To elaborate, the number of times that someone in this office said, “What was that from?” about a statement a fellow reader quoted out loud from “Party School” mid-perusal — and then immediately went, “oh, no, not ‘Party School’” — is more than one could count.
However, as a way to showcase some of our favorites, let’s play a game. We’re gonna give you four quotes from the book. HA! Sike. We wrote one of them, and you’ll have to read it to figure out which. And don’t worry, you’ll have exactly as much context as we did when we read them.**
- “I never knew she smelled this good. She made the armpit smell good.”
- “I had on my nut huggers.”
- “What was this man on? I doubt gummy bears.”
- “I ate an enormous dinner of hummus, and it was great, but it knocked me out.“
And there’s more where those came from. Look, Book Club, if you aren’t convinced yet then we don’t know what else to tell you. This book brought us together as a group, and it will do the same for you. “Party School” gave us the best laughs we’ve had in a while, even if maybe they weren’t the kind of laughs Hart was going for.
What have we gained from this? I ask this genuinely, because I do not know what else we could’ve used two hours for if not to get a better understanding of just how insufferable this manchild’s life is. Do homework? Start that paper? Attend a real meeting? Bah, humbug. “Party School” transcends.

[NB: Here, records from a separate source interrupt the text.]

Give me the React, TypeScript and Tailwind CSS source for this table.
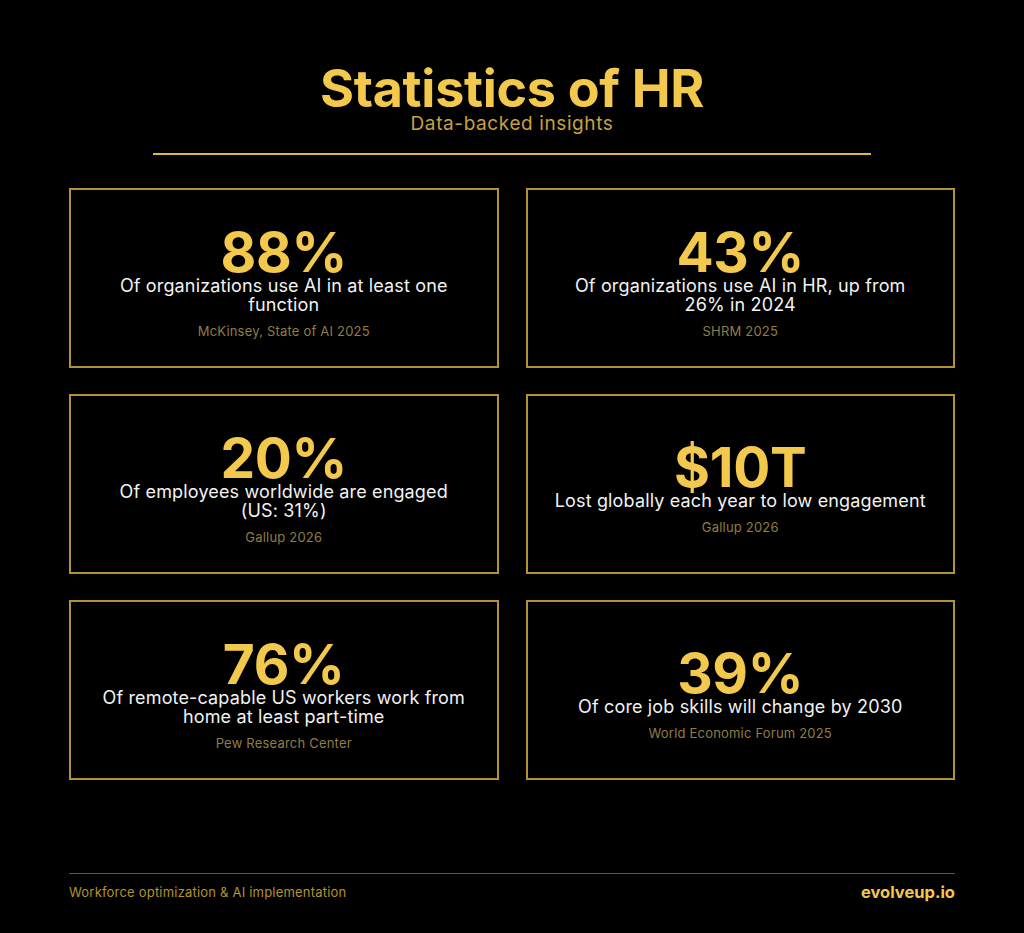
const stats = [
  { value: "88%", lines: ["Of organizations use AI in at least one", "function"], source: "McKinsey, State of AI 2025" },
  { value: "43%", lines: ["Of organizations use AI in HR, up from", "26% in 2024"], source: "SHRM 2025" },
  { value: "20%", lines: ["Of employees worldwide are engaged", "(US: 31%)"], source: "Gallup 2026" },
  { value: "$10T", lines: ["Lost globally each year to low engagement"], source: "Gallup 2026" },
  { value: "76%", lines: ["Of remote-capable US workers work from", "home at least part-time"], source: "Pew Research Center" },
  { value: "39%", lines: ["Of core job skills will change by 2030"], source: "World Economic Forum 2025" },
]

function StatCard({ value, lines, source }: { value: string; lines: string[]; source: string }) {
  return (
    <div className="h-[180px] border-2 border-[#b3932f] flex flex-col items-center justify-center text-center px-[20px] pt-[12px]">
      <div className="text-[55px] font-bold leading-[44px] text-[#f2c94c] tracking-[-0.3px]">{value}</div>
      <div className="mt-[2px] text-[18px] leading-[19px] tracking-[0.15px] text-[#f2f2f2]">
        {lines.map((l) => (
          <div key={l} className="whitespace-nowrap">{l}</div>
        ))}
      </div>
      <div className="mt-[9px] text-[13px] leading-[16px] tracking-[0.2px] text-[#8f7d44]">{source}</div>
    </div>
  )
}

export default function App() {
  return (
    <div className="w-[1024px] h-[933px] bg-black flex flex-col" style={{ fontFamily: "Inter, 'Noto Sans', sans-serif" }}>
      <div className="flex flex-col items-center pt-[62px]">
        <h1 className="text-[52px] font-bold leading-[54px] text-[#f2c94c] tracking-[-0.3px]">Statistics of HR</h1>
        <div className="text-[19px] leading-[22px] tracking-[0.6px] text-[#c6a23b] -mt-[3px]">Data-backed insights</div>
        <div className="mt-[18px] w-[718px] h-[2px] bg-[#e0b93f]" />
      </div>

      <div className="mx-[69px] mt-[33px] grid grid-cols-2 gap-x-[27px] gap-y-[26px]">
        {stats.map((s) => (
          <StatCard key={s.value} {...s} />
        ))}
      </div>

      <div className="mx-[69px] mt-[93px] border-t border-[#6b5a24] pt-[6px] flex items-center justify-between">
        <span className="text-[13px] tracking-[0.2px] text-[#b3932f]">Workforce optimization &amp; AI implementation</span>
        <span className="text-[16.5px] font-bold text-[#f2c94c]">evolveup.io</span>
      </div>
    </div>
  )
}
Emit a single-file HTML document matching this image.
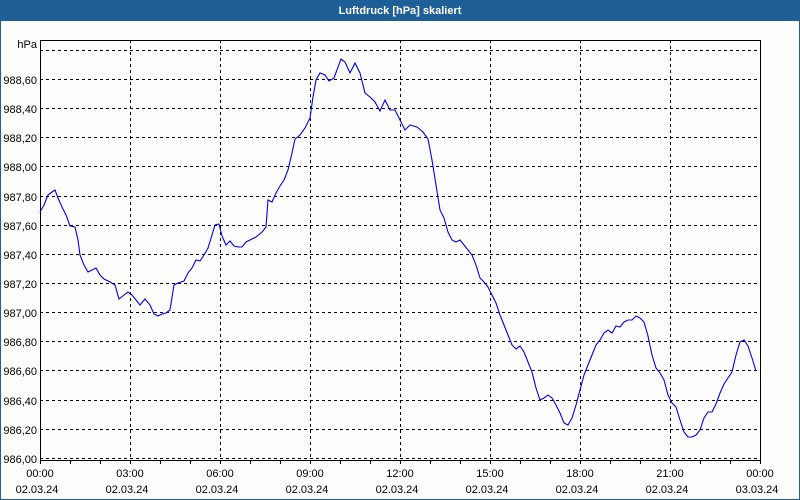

Have you ever heard of Sisyphus with that rock? This book is our rock. But we did achieve appreciation for one thing — to quote our beloved holy scripture, “surprise, surprise, it was Barry!” There we go. Totally worth it. It’s always Barry.
So join us, Book Club — and other non-affiliated readers — in our insanity; our sorrows, our joy, and our bewilderment. Maybe “Party School” can do for you what it did for us.
**Shockingly, despite there being a LOT — and we mean a LOT — of nut hugger talk in “Party School,” #2 is the lie.